Agli induisti è arrivato anche l’augurio dei vescovi italiani. A formularlo è mons. Ambrogio Spreafico, vescovo di Frosinone e presidente della Commissione ecumenismo e dialogo della Cei. “Quest’anno dalla Festa induista ci arriva un grande messaggio di pace che impegna ognuno di noi a qualunque religione e a qualunque parte di umanità appartenga, a creare una cultura di pace e di convivenza”. Facendo quindi riferimento al Mahatma Gandhi, il vescovo Spreafico osserva: “È il messaggio di un uomo che con la non violenza ha ottenuto una nuova condizione per il suo Paese mostrando al mondo e alla storia che la via della non violenza non è un cedimento al male ma è l’unica via possibile di vittoria per un mondo migliore, ancor di più oggi in questo tempo difficile”.
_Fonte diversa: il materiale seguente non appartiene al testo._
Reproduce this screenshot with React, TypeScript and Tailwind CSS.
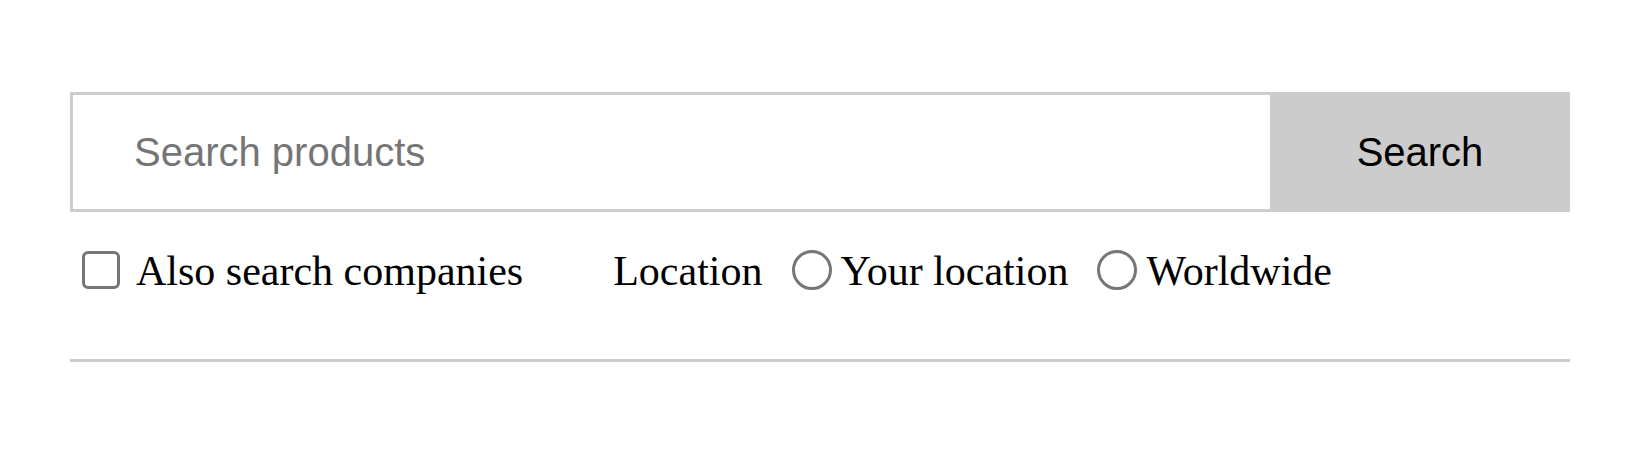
import { useState } from "react";

export default function App() {
  const [query, setQuery] = useState("");
  const [companies, setCompanies] = useState(false);
  const [location, setLocation] = useState<string | null>(null);

  return (
    <div className="min-h-[454px] bg-white pt-[92px]">
      <div className="ml-[70px] w-[1500px]">
        {/* search bar */}
        <form
          className="flex h-[120px]"
          onSubmit={(e) => e.preventDefault()}
        >
          <input
            type="text"
            value={query}
            onChange={(e) => setQuery(e.target.value)}
            placeholder="Search products"
            className="flex-1 border-[3px] border-r-0 border-[#cccccc] pl-[61px] text-[40px] text-black outline-none placeholder:text-[#757575] font-['Liberation_Sans',Arial,sans-serif]"
          />
          <button
            type="submit"
            className="w-[300px] bg-[#cccccc] text-[40px] text-black font-['Liberation_Sans',Arial,sans-serif]"
          >
            Search
          </button>
        </form>

        {/* filters */}
        <div className="mt-[38px] flex h-[40px] items-center text-[42px] text-black font-['Liberation_Serif','Times_New_Roman',serif]">
          <label className="ml-[12px] flex items-center">
            <input
              type="checkbox"
              checked={companies}
              onChange={(e) => setCompanies(e.target.checked)}
              className="h-[38px] w-[38px] appearance-none rounded-[6px] border-[3px] border-[#767676] bg-white"
            />
            <span className="ml-[16px] pt-[3px]">Also search companies</span>
          </label>

          <span className="ml-[90px] pt-[3px]">Location</span>

          <label className="ml-[29px] flex items-center">
            <input
              type="radio"
              name="location"
              checked={location === "local"}
              onChange={() => setLocation("local")}
              className="h-[40px] w-[40px] appearance-none rounded-full border-[3px] border-[#767676] bg-white"
            />
            <span className="ml-[9px] pt-[3px]">Your location</span>
          </label>

          <label className="ml-[29px] flex items-center">
            <input
              type="radio"
              name="location"
              checked={location === "world"}
              onChange={() => setLocation("world")}
              className="h-[40px] w-[40px] appearance-none rounded-full border-[3px] border-[#767676] bg-white"
            />
            <span className="ml-[9px] pt-[3px]">Worldwide</span>
          </label>
        </div>

        <hr className="mt-[69px] border-0 border-t-[3px] border-[#cccccc]" />
      </div>
    </div>
  );
}
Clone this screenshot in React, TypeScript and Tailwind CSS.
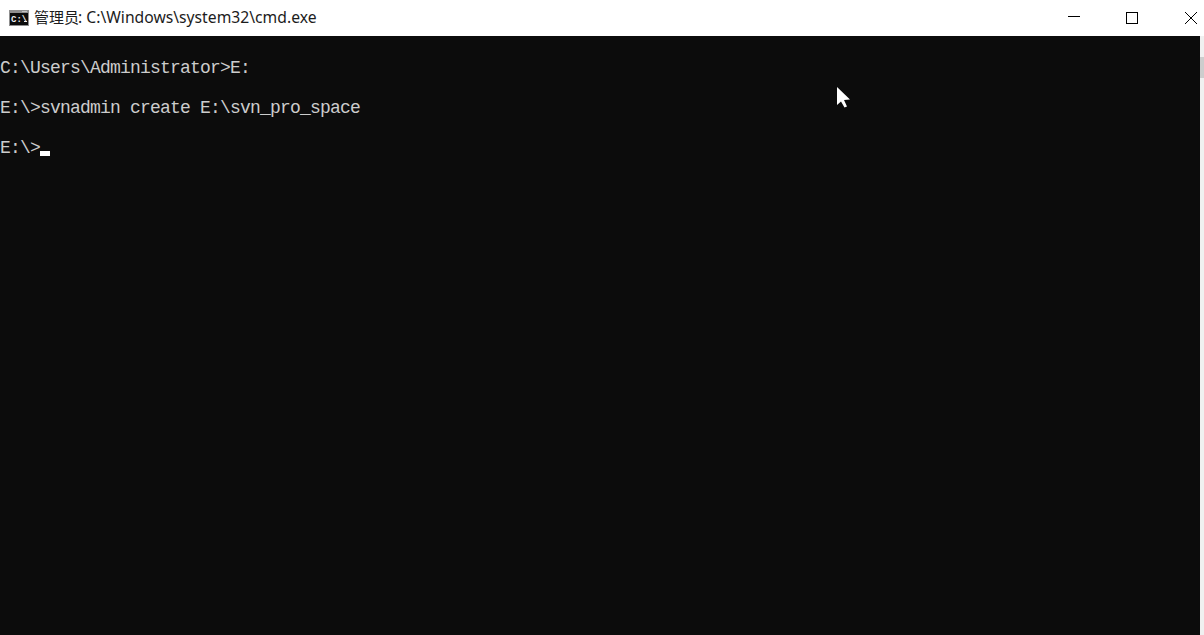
const lines = ['C:\\Users\\Administrator>E:', 'E:\\>svnadmin create E:\\svn_pro_space', 'E:\\>']

export default function App() {
  return (
    <div className="relative flex h-[635px] w-[1204px] flex-col overflow-hidden bg-[#0c0c0c]">
      {/* Title bar */}
      <div className="flex h-9 shrink-0 items-center bg-white pl-[9px] text-black">
        <svg width="20" height="16" viewBox="0 0 20 16" className="shrink-0">
          <rect width="20" height="16" fill="#8f8f8f" />
          <rect x="13" y="1" width="5" height="1" fill="#c4c4c4" />
          <rect x="1" y="3" width="18" height="12" fill="#0c0c0c" />
          <text x="2" y="12" fill="#f0f0f0" fontSize="9" fontWeight="700" fontFamily="'Liberation Mono', monospace">C:\</text>
          <rect x="15" y="11" width="3" height="1" fill="#f0f0f0" />
        </svg>
        <span className="ml-[5px] font-['Noto_Sans','Noto_Sans_CJK_SC',sans-serif] text-[15.7px] whitespace-nowrap text-[#1c1c1c]">
          <span className="mr-[-1px] text-[15px]">管理员</span>: C:\Windows\system32\cmd.exe
        </span>
        <div className="mr-[7px] mb-[1px] ml-auto flex items-center gap-[46px]">
          <div className="mb-[3px] h-px w-3 bg-black" />
          <div className="mr-px h-3 w-3 border border-black" />
          <svg width="12" height="12" viewBox="0 0 12 12" stroke="#000" strokeWidth="1">
            <path d="M0 0L12 12M12 0L0 12" />
          </svg>
        </div>
      </div>

      {/* Console */}
      <div className="flex min-h-0 flex-1">
        <div className="flex-1 pt-[12px] font-['Liberation_Mono',monospace] text-[18px] leading-[40px] tracking-[-0.802px] text-[#cccccc]">
          {lines.map((line, i) => (
            <div key={i} className="flex h-10 items-center whitespace-pre">
              {line}
              {i === 2 && <span className="mt-[10px] h-[5px] w-[10px] bg-white" />}
            </div>
          ))}
        </div>
        <div className="w-1 shrink-0 bg-[#f0f0f0] pt-[21px]">
          <div className="h-[21px] bg-[#cdcdcd]" />
        </div>
      </div>

      {/* Mouse pointer */}
      <svg width="16" height="23" viewBox="0 0 16 23" className="absolute top-[86px] left-[836px]">
        <path d="M1 1L1 19L5 15.5L8.5 21.5L11 20.5L8 14L14 13.5Z" fill="#fff" />
      </svg>
    </div>
  )
}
“Le armi – prosegue – sono quelle che noi continuiamo a vendere nonostante il male e la morte che diffondono, ma sono anche le armi della parola, dei post che lanciamo sui social contro gli altri, degli insulti che esprimiamo. Rischiamo così di farci inghiottire in una spirale di odio e aggressività che genera una società violenta, fomenta la rabbia, impedisce una convivenza pacifica”. In un simile contesto, la festa induista fa emergere un messaggio di speranza. “Le Luci che sono state accese in questi giorni per la festa induista – osserva Spreafico – ci dicono che in ogni essere umano – e per noi cristiani, questo è fondamentale – c’è l’immagine di Dio. Non dimentichiamo mai che al di là della paura che l’altro, diverso da noi, ci può mettere, c’è l’immagine di Dio. Che la luce accesa in questi giorni ci aiuti a illuminare nell’altro ciò che ci unisce non quello che ci separa. Nessuno rinuncia alla propria identità ma mai può mai essere utilizzata per fare la guerra agli altri”.